A shock-resistant financial sector and the sovereign Czech currency could help to soften the impact of a deeper debt crisis in Europe, Czech National Bank (ČNB) governor Miroslav Singer said on Friday at a conference dedicated to the state of the Czech economy. In his view, the current crisis should not have worse impact on the Czech economy than the crisis in 2008 because financial institutions and state budgetary organs are better prepared, Singer said.
“The collapse of Lehman Brothers was a shock for most of the market. By contrast, there has been talk of a crisis for several months now and various scenarios of gravity are being forecasted. This means that a crisis should not come as a surprise, and this gives hope that its consequences could be less severe,” Singerv said at the conference titled Czech and the World Economy after the Global Crisis held at the ČNB’s headquarters in Prague.

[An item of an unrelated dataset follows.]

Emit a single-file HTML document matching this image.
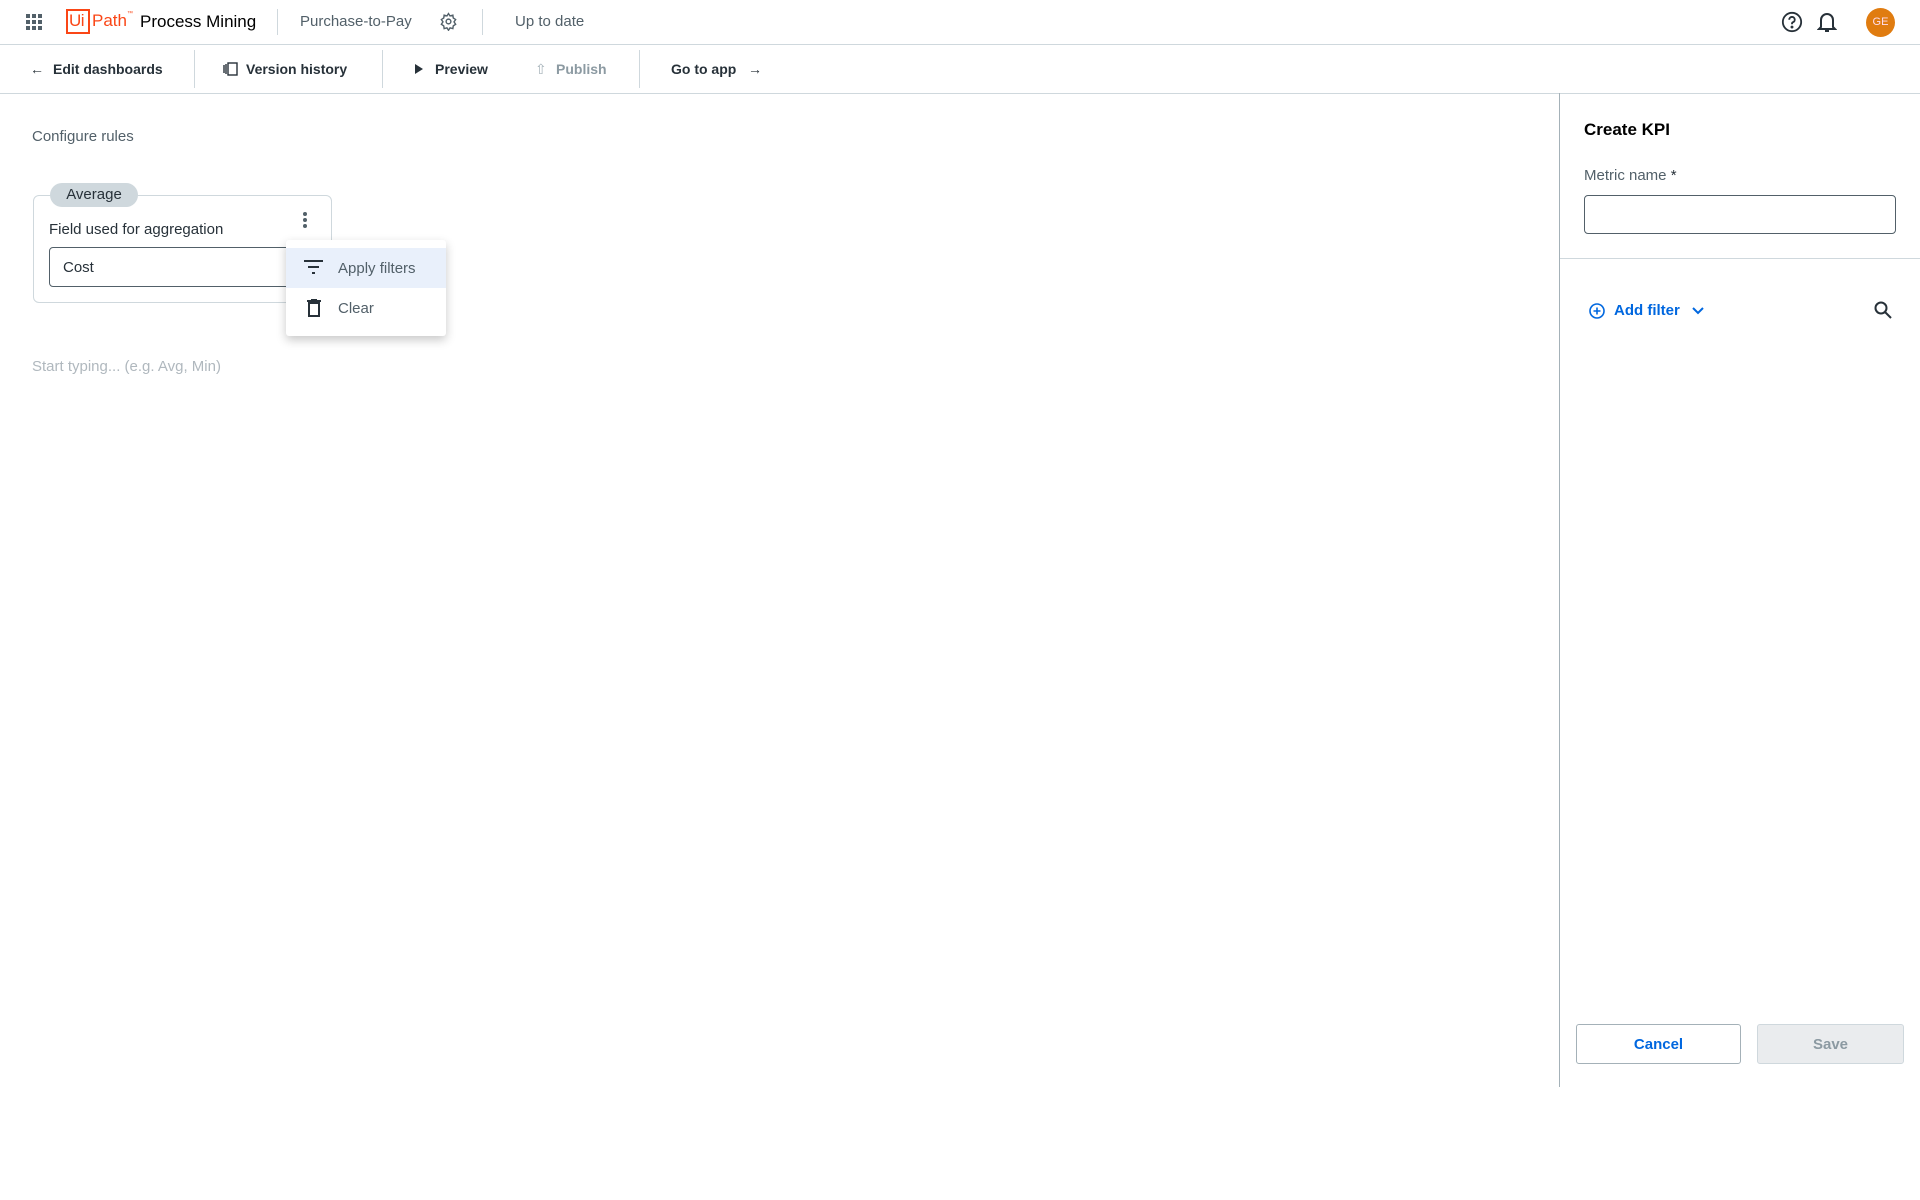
<!DOCTYPE html>
<html><head><meta charset="utf-8"><style>
*{box-sizing:border-box;margin:0;padding:0}
body{width:1920px;height:1200px;background:#fff;font-family:"Liberation Sans",sans-serif;color:#273139;position:relative;overflow:hidden}
.a{position:absolute;white-space:nowrap}
.hl{position:absolute;background:#cfd8dd}
.nav{font-size:14px;font-weight:bold;color:#273139;top:61px}
</style></head><body>
<!-- header -->
<svg class="a" style="left:26px;top:14px" width="16" height="16" viewBox="0 0 16 16" fill="#526069"><rect x="0" y="0" width="4" height="4"/><rect x="6" y="0" width="4" height="4"/><rect x="12" y="0" width="4" height="4"/><rect x="0" y="6" width="4" height="4"/><rect x="6" y="6" width="4" height="4"/><rect x="12" y="6" width="4" height="4"/><rect x="0" y="12" width="4" height="4"/><rect x="6" y="12" width="4" height="4"/><rect x="12" y="12" width="4" height="4"/></svg>
<div class="a" style="left:66px;top:9px;width:24px;height:25px;border:2px solid #fa4616"></div>
<div class="a" style="left:69px;top:11px;font-size:17px;color:#fa4616;letter-spacing:-0.5px">Ui</div>
<div class="a" style="left:92px;top:11px;font-size:17px;color:#fa4616">Path<span style="font-size:6px;vertical-align:top">™</span></div>
<div class="a" style="left:140px;top:12px;font-size:17px;color:#000">Process Mining</div>
<div class="hl" style="left:277px;top:9px;width:1px;height:26px"></div>
<div class="a" style="left:300px;top:13px;font-size:15px;color:#526069">Purchase-to-Pay</div>
<svg class="a" style="left:439px;top:12px" width="19" height="19" viewBox="0 0 24 24" fill="none" stroke="#526069" stroke-width="1.8"><circle cx="12" cy="12" r="3"/><path d="M12 2l2 3 3.5-1 .5 3.5 3 2-2 3 2 3-3 2-.5 3.5-3.5-1-2 3-2-3-3.5 1-.5-3.5-3-2 2-3-2-3 3-2 .5-3.5 3.5 1z"/></svg>
<div class="hl" style="left:482px;top:9px;width:1px;height:26px"></div>
<div class="a" style="left:515px;top:13px;font-size:15px;color:#526069">Up to date</div>
<svg class="a" style="left:1781px;top:11px" width="22" height="22" viewBox="0 0 24 24" fill="none" stroke="#273139" stroke-width="2"><circle cx="12" cy="12" r="10"/><path d="M9 9.5a3 3 0 1 1 4 2.8c-.7.3-1 .9-1 1.7v.5"/><circle cx="12" cy="17.5" r=".6" fill="#273139"/></svg>
<svg class="a" style="left:1817px;top:11px" width="20" height="22" viewBox="0 0 20 22" fill="none" stroke="#273139" stroke-width="2"><path d="M4 16V9a6 6 0 0 1 12 0v7l2 2H2z"/><path d="M8 20h4"/></svg>
<div class="a" style="left:1866px;top:8px;width:29px;height:29px;border-radius:50%;background:#e07c10;color:#fde;font-size:11px;text-align:center;line-height:29px">GE</div>
<div class="hl" style="left:0;top:44px;width:1920px;height:1px"></div>
<!-- toolbar -->
<div class="a nav" style="left:30px;font-weight:normal">&#8592;</div>
<div class="a nav" style="left:53px">Edit dashboards</div>
<div class="hl" style="left:194px;top:50px;width:1px;height:38px"></div>
<svg class="a" style="left:223px;top:62px" width="15" height="14" viewBox="0 0 15 14" fill="none" stroke="#273139" stroke-width="1.4"><rect x="5" y="1" width="9" height="12"/><path d="M3 2v10M1 3v8"/></svg>
<div class="a nav" style="left:246px">Version history</div>
<div class="hl" style="left:382px;top:50px;width:1px;height:38px"></div>
<svg class="a" style="left:415px;top:64px" width="8" height="10" viewBox="0 0 8 10"><path d="M0 0L8 5L0 10z" fill="#273139"/></svg>
<div class="a nav" style="left:435px">Preview</div>
<div class="a nav" style="left:535px;color:#a4b1b8;font-weight:normal">&#8679;</div>
<div class="a nav" style="left:556px;color:#8c9aa2">Publish</div>
<div class="hl" style="left:639px;top:50px;width:1px;height:38px"></div>
<div class="a nav" style="left:671px">Go to app</div>
<div class="a nav" style="left:748px;font-weight:normal">&#8594;</div>
<div class="hl" style="left:0;top:93px;width:1920px;height:1px"></div>
<!-- main -->
<div class="a" style="left:32px;top:128px;font-size:15px;color:#526069">Configure rules</div>
<div class="a" style="left:33px;top:195px;width:299px;height:108px;border:1px solid #cfd8dd;border-radius:6px"></div>
<div class="a" style="left:50px;top:183px;width:88px;height:24px;border-radius:12px;background:#cfd8dd;font-size:15px;text-align:center;line-height:24px;color:#273139">Average</div>
<div class="a" style="left:49px;top:221px;font-size:15px;color:#273139">Field used for aggregation</div>
<svg class="a" style="left:302px;top:211px" width="6" height="18" viewBox="0 0 6 18" fill="#526069"><circle cx="3" cy="3" r="2"/><circle cx="3" cy="9" r="2"/><circle cx="3" cy="15" r="2"/></svg>
<div class="a" style="left:49px;top:247px;width:270px;height:40px;border:1px solid #526069;border-radius:4px;font-size:15px;line-height:40px;padding-left:13px;color:#273139">Cost</div>
<div class="a" style="left:286px;top:240px;width:160px;height:96px;background:#fff;border-radius:3px;box-shadow:0 4px 10px rgba(0,0,0,.22)">
 <div style="position:absolute;left:0;top:8px;width:160px;height:40px;background:#e9f0fb"></div>
 <svg style="position:absolute;left:18px;top:20px" width="19" height="14" viewBox="0 0 19 14" fill="#273139"><rect x="0" y="0" width="19" height="2"/><rect x="4" y="6" width="11" height="2"/><rect x="8" y="12" width="3" height="2"/></svg>
 <div style="position:absolute;left:52px;top:20px;font-size:15px;color:#526069">Apply filters</div>
 <svg style="position:absolute;left:21px;top:59px" width="14" height="18" viewBox="0 0 14 18" fill="none" stroke="#273139" stroke-width="2"><path d="M0 2h14M4 1h6"/><rect x="2" y="4" width="10" height="13"/></svg>
 <div style="position:absolute;left:52px;top:60px;font-size:15px;color:#526069">Clear</div>
</div>
<div class="a" style="left:32px;top:358px;font-size:15px;color:#b0b8be">Start typing... (e.g. Avg, Min)</div>
<!-- right panel -->
<div class="hl" style="left:1559px;top:93px;width:1px;height:994px;background:#a4b1b8"></div>
<div class="a" style="left:1584px;top:120px;font-size:17px;font-weight:bold;color:#000">Create KPI</div>
<div class="a" style="left:1584px;top:167px;font-size:15px;color:#526069">Metric name <span style="color:#273139">*</span></div>
<div class="a" style="left:1584px;top:195px;width:312px;height:39px;border:1px solid #526069;border-radius:4px"></div>
<div class="hl" style="left:1560px;top:258px;width:360px;height:1px"></div>
<svg class="a" style="left:1589px;top:303px" width="16" height="16" viewBox="0 0 16 16" fill="none" stroke="#0067df" stroke-width="1.6"><circle cx="8" cy="8" r="7"/><path d="M8 4.5v7M4.5 8h7"/></svg>
<div class="a" style="left:1614px;top:302px;font-size:15px;font-weight:bold;color:#0067df">Add filter</div>
<svg class="a" style="left:1692px;top:307px" width="12" height="8" viewBox="0 0 12 8" fill="none" stroke="#0067df" stroke-width="2"><path d="M1 1l5 5 5-5"/></svg>
<svg class="a" style="left:1874px;top:301px" width="18" height="18" viewBox="0 0 18 18" fill="none" stroke="#273139" stroke-width="2"><circle cx="7" cy="7" r="5.5"/><path d="M11 11l6 6"/></svg>
<div class="a" style="left:1576px;top:1024px;width:165px;height:40px;border:1px solid #a4b1b8;border-radius:3px;font-size:15px;font-weight:bold;color:#0067df;text-align:center;line-height:40px">Cancel</div>
<div class="a" style="left:1757px;top:1024px;width:147px;height:40px;border:1px solid #cfd8dd;background:#eaecee;border-radius:3px;font-size:15px;font-weight:bold;color:#8c9aa2;text-align:center;line-height:40px">Save</div>
</body></html>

Singer added that thanks to the relative level of readiness and planning compared to 2008, there is not a danger of the effects of a crisis causing a knock-on effect from the financial sector to the real economy and the budget. He said the sovereign Czech currency is also an advantage. “The weakening of the crown in recent weeks could certainly help the price competitiveness of Czech exporters,” Singer said.
In its latest economic outlook published at the beginning of November, the ČNB revised its growth forecast for the Czech economy in 2012 down to 1.2% from the previous prognosis of 2.2%. However, at the same time the bank published an alternative scenario based on almost zero growth in the eurozone and a slow strengthening of the crown, in which case the domestic economy could contract by 0.4%. The ČNB says it now considers this forecast to be more probable.